О, как ненавидел бы Чехов советскую проповедь труда! Как она была чужда ему, как разозлился бы он сам на тех, кто назвал бы его вечным тружеником; как мало стал он писать, едва появилась возможность оставить поденщину и бросить журнальную пахоту ради куска! Лучшая, любимейшая его героиня — Женя-Мисюсь, которую так роднит с повествователем возлюбленная праздность. Идеальные отношения, по Чехову, — это смешные, но ни секунды не пошлые отношения Жени с матерью, беззащитная эта любовь двух слабых и бесполезных существ:
«Они обожали друг друга. Когда одна уходила в сад, то другая уже стояла на террасе и, глядя на деревья, окликала: „Ау, Женя!“ или: „Мамочка, где ты?“ Они всегда вместе молились и обе одинаково верили, и хорошо понимали друг друга, даже когда молчали. И к людям они относились одинаково. Екатерина Павловна также скоро привыкла и привязалась ко мне, и когда я не появлялся два-три дня, присылала узнать, здоров ли я. На мои этюды она смотрела тоже с восхищением, и с такою же болтливостью и так же откровенно, как Мисюсь, рассказывала мне, что случилось, и часто поверяла мне свои домашние тайны».

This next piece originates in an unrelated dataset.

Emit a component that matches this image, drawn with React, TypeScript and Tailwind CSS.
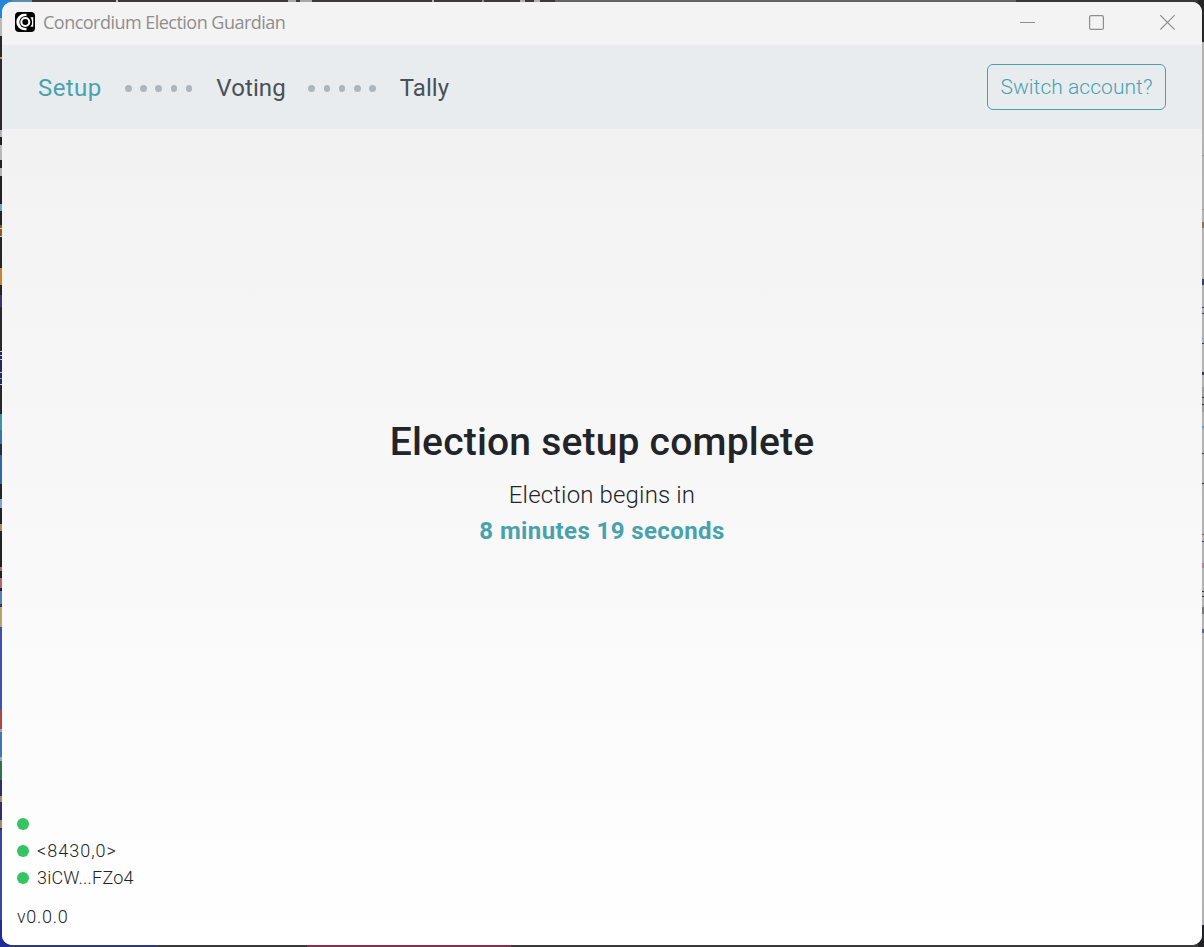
import React from "react";

type Segment = [start: number, size: number, color: string];

const leftEdge: Segment[] = [
  [0, 18, "#2486d6"], [18, 18, "#b9b9bb"], [36, 94, "#2a2828"], [57, 2, "#c98b4a"],
  [130, 7, "#b5b5b8"], [137, 8, "#232223"], [145, 15, "#b8b8ba"], [160, 8, "#232223"],
  [168, 8, "#b3b3b5"], [176, 28, "#232223"], [204, 7, "#6aa6d0"], [211, 14, "#232223"],
  [225, 11, "#8a5c20"], [228, 1, "#d0d0d0"], [236, 1, "#d0d0d0"], [237, 31, "#252425"],
  [268, 17, "#c8842e"], [285, 10, "#252425"], [295, 12, "#3b3570"], [307, 43, "#29282b"],
  [351, 1, "#c8c8c8"], [352, 48, "#23285a"], [355, 1, "#c8c8c8"], [359, 1, "#c8c8c8"],
  [372, 1, "#c8c8c8"], [378, 1, "#6aa0d0"], [384, 1, "#c8c8c8"], [386, 28, "#272728"],
  [414, 16, "#3f93a0"], [430, 14, "#3278b0"], [444, 11, "#23303a"], [455, 29, "#2f6aa8"],
  [484, 15, "#252425"], [499, 9, "#7fa0d0"], [508, 59, "#232223"], [524, 7, "#a98a68"],
  [567, 4, "#b5636c"], [571, 7, "#232223"], [578, 10, "#b5636c"], [588, 3, "#232223"],
  [591, 13, "#5580b8"], [604, 3, "#3a3a50"], [607, 20, "#b5a566"], [627, 83, "#4250b0"],
  [710, 19, "#b04545"], [729, 3, "#a5a5b0"], [732, 25, "#3c78b8"], [757, 4, "#a5a5b0"],
  [761, 19, "#2f7050"], [780, 50, "#2d3068"], [796, 6, "#a98a68"], [820, 8, "#a98a68"],
  [830, 90, "#3a44a2"], [920, 27, "#222c96"],
];

const rightEdge: Segment[] = [
  [0, 42, "#252525"], [42, 883, "#b2b2b2"], [155, 1, "#949494"], [209, 1, "#949494"],
  [222, 6, "#8b7264"], [279, 6, "#3a4060"], [307, 1, "#333a5a"], [313, 1, "#333a5a"],
  [338, 1, "#5aa0c8"], [343, 1, "#333a5a"], [372, 3, "#333a5a"], [387, 25, "#9e9e9e"],
  [397, 1, "#333333"], [404, 1, "#333333"], [426, 2, "#5aa0c8"], [453, 1, "#333333"],
  [483, 1, "#333333"], [534, 1, "#8b5a44"], [541, 1, "#333a5a"], [563, 5, "#a58794"],
  [591, 1, "#333333"], [596, 1, "#333333"], [607, 7, "#777777"], [629, 4, "#60608a"],
  [925, 22, "#202124"],
];

const topEdge: Segment[] = [
  [0, 12, "#2486d6"], [12, 20, "#5b8fae"], [32, 523, "#3c3839"], [116, 2, "#c0c0c0"],
  [288, 8, "#a8a8a8"], [300, 12, "#a8a8a8"], [432, 2, "#b0b0b0"], [482, 2, "#908e8e"],
  [520, 5, "#b0b0b0"], [534, 6, "#b0b0b0"], [555, 461, "#656565"], [1016, 188, "#373737"],
];

const bottomEdge: Segment[] = [
  [0, 10, "#222c96"], [10, 148, "#343a70"], [158, 149, "#3a393a"], [307, 204, "#86304f"], [511, 693, "#3b3b3b"],
];

function Desktop() {
  return (
    <div className="absolute inset-0 overflow-hidden bg-[#2a2a2a]" aria-hidden="true">
      {topEdge.map(([x, w, c], i) => (
        <div key={"t" + i} className="absolute top-0 h-2" style={{ left: x, width: w, background: c }} />
      ))}
      {bottomEdge.map(([x, w, c], i) => (
        <div key={"b" + i} className="absolute bottom-0 h-2" style={{ left: x, width: w, background: c }} />
      ))}
      {leftEdge.map(([y, h, c], i) => (
        <div key={"l" + i} className="absolute left-0 w-[6px]" style={{ top: y, height: h, background: c }} />
      ))}
      {rightEdge.map(([y, h, c], i) => (
        <div key={"r" + i} className="absolute right-0 w-[6px]" style={{ top: y, height: h, background: c }} />
      ))}
    </div>
  );
}

function Logo() {
  return (
    <svg width="20" height="20" viewBox="0 0 20 20" fill="none">
      <rect width="20" height="20" rx="4" fill="#000" />
      <path d="M11.5 1.8H9.5A8.2 8.2 0 0 0 9.5 18.2H11.5Z" fill="#fff" />
      <circle cx="10.3" cy="10" r="5.9" fill="#000" />
      <circle cx="10.3" cy="10" r="4" stroke="#fff" strokeWidth="2.1" />
      <path d="M15.4 5.2H18.3V14.8H15.4A7.4 7.4 0 0 0 15.4 5.2Z" fill="#fff" />
    </svg>
  );
}

function TitleBar() {
  return (
    <header className="flex h-[43px] shrink-0 items-start justify-between bg-[#f3f3f3] text-[#8e8e8e]">
      <div className="flex h-[40px] items-center pl-[13px]">
        <Logo />
        <span className="ml-2 whitespace-nowrap pt-px font-['Open_Sans','Noto_Sans',sans-serif] text-[18px] tracking-[-0.52px]">
          Concordium Election Guardian
        </span>
      </div>
      <div className="flex h-[40px] items-center pr-[26px]">
        <svg width="16" height="16" viewBox="0 0 16 16"><path d="M0 8.5h15" stroke="#8e8e8e" /></svg>
        <svg className="ml-[53px]" width="16" height="16" viewBox="0 0 16 16" fill="none">
          <rect x=".6" y="1.6" width="13.8" height="13.8" rx="1.5" stroke="#8e8e8e" strokeWidth="1.2" />
        </svg>
        <svg className="ml-[55px]" width="16" height="16" viewBox="0 0 16 16">
          <path d="M.3 1.2l14.4 14.4M14.7 1.2L.3 15.6" stroke="#8e8e8e" strokeWidth="1.2" />
        </svg>
      </div>
    </header>
  );
}

function StepDots() {
  return (
    <div className="flex gap-[8.6px] pt-[2px]">
      {[0, 1, 2, 3, 4].map((i) => (
        <span key={i} className="size-[6.6px] rounded-full bg-[#adb5bd]" />
      ))}
    </div>
  );
}

function Navigation() {
  return (
    <nav className="flex h-[84px] shrink-0 items-center justify-between bg-[#e9ecef] px-9 text-[24px] text-[#495057]">
      <div className="flex items-center whitespace-nowrap pt-px">
        <span className="w-[87px] tracking-[0.4px] text-[#48a2ae]">Setup</span>
        <StepDots />
        <span className="ml-6 w-[92px] tracking-[0.1px]">Voting</span>
        <StepDots />
        <span className="ml-6 tracking-[0.1px]">Tally</span>
      </div>
      <button className="flex h-[46px] w-[179px] items-center justify-center whitespace-nowrap rounded-[6px] border border-[#48a2ae] pt-px text-[21px] font-[350] tracking-[0.05px] text-[#48a2ae]">
        Switch account?
      </button>
    </nav>
  );
}

function StatusRow({ children }: { children?: React.ReactNode }) {
  return (
    <li className="flex h-[27px] items-center gap-2">
      <span className="size-3 rounded-full bg-[#34c464]" />
      {children}
    </li>
  );
}

export default function App() {
  return (
    <div className="relative h-[947px] w-[1204px] overflow-hidden p-[2px] font-['Roboto','Noto_Sans',sans-serif] text-[#212529]">
      <Desktop />
      <div className="relative flex h-[943px] w-[1200px] flex-col overflow-hidden rounded-[10px] bg-white">
        <TitleBar />
        <Navigation />
        <div className="flex min-h-0 flex-1 flex-col bg-linear-to-b from-[#f2f2f2] to-white">
          <main className="flex h-[674px] shrink-0 flex-col items-center whitespace-nowrap pt-[289px] text-center">
            <h1 className="h-[48px] text-[39px] font-medium leading-[48px] tracking-[0.2px]">Election setup complete</h1>
            <p className="mt-[11px] h-9 text-[24px] font-[350] leading-9 tracking-[0.15px]">Election begins in</p>
            <p className="h-9 text-[24px] font-bold leading-9 tracking-[0.4px] text-[#48a2ae]">8 minutes 19 seconds</p>
          </main>
          <footer className="whitespace-nowrap pl-[15px] text-[18px] font-[350]">
            <ul className="mt-[7px]">
              <StatusRow />
              <StatusRow><span className="tracking-[1px]">&lt;8430,0&gt;</span></StatusRow>
              <StatusRow><span className="tracking-[0.2px]">3iCW...FZo4</span></StatusRow>
            </ul>
            <p className="mt-3 leading-[27px] tracking-[0.7px]">v0.0.0</p>
          </footer>
        </div>
      </div>
    </div>
  );
}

Как ненавидит Чехов все полезное, все, у чего есть определенный raison d’etre, «причина быть», как мило ему все неутилитарное и беспричинное, все, что обвеяно ветром другого мира! Слабость, неразвитость, тонкость — приметы всего, что он любит: неразвитая грудь красавицы Маши, слабые тонкие руки Мисюсь, почти детские плечи, беспомощность и неопытность Анны Сергеевны из «Дамы с собачкой»… Все отвратительное у него всегда толсто, прочно, уверенно, телесно-обильно — как сожительница Белокурова, похожая на гусыню и держащая его в ежовых рукавицах. А результат всякой деятельности, в особенности столь бурной и самовлюбленной, как у Лиды, сводится к тому, что молодежь составляет «сильную партию» и прокатывает Балагина на выборах.
Если уж говорить о чеховской религиозности — тоже скорей эстетической, чем этической, и уж, конечно, более подлинной, чем попытка увидеть в Боге своего рода школьного директора, распорядителя, классного руководителя, — то о Боге у него ярче и бесспорнее всего свидетельствует снег в «Припадке», шестнадцатилетняя армянка в «Красавице» (а станционный телеграфист презрительно назван «унылым и порядочным» — порядочность автор ставит невысоко), одинокий костер в «Студенте». Студент Иван Великопольский (и в фамилии этой любовь к огромным пустынным пространствам!) счастлив не только потому, что «красота и правда продолжались двадцать веков» с той самой ночи, когда отрекался и каялся Петр, но и потому, что он молод, свеж, силен, что над его родной деревней узкой полоской горит холодная багровая заря. Можно себе представить, что сделал бы из этого Бунин с его пышной изобразительностью, — но и в чеховской скупой живописи — «сухой кистью» — ночь с одиноким костром и багровой узкой зарей видна с поразительной резкостью, и все это входит важной составляющей в общее чувство свежести и силы, которым дышит этот странный его рассказ. Странный — потому что сила как раз не принадлежит к числу любимых чеховских добродетелей; но сила силе рознь. Студент у него не зря рассказывает об отречении Петра и о том, как, вопреки этому отречению, ничто не кончилось. «Ах, какая то была страшная ночь, бабушка! До чрезвычайности длинная, унылая ночь!»
Но она прошла, вон и заря горит. Есть вещи, которым ничего не делается, а уж что, казалось бы, беззащитней и даже обреченней христианства; но именно эта его обреченная, так точно описанная Пастернаком и Синявским готовность бросаться на передовую делает его самой победительной из всех мировых религий.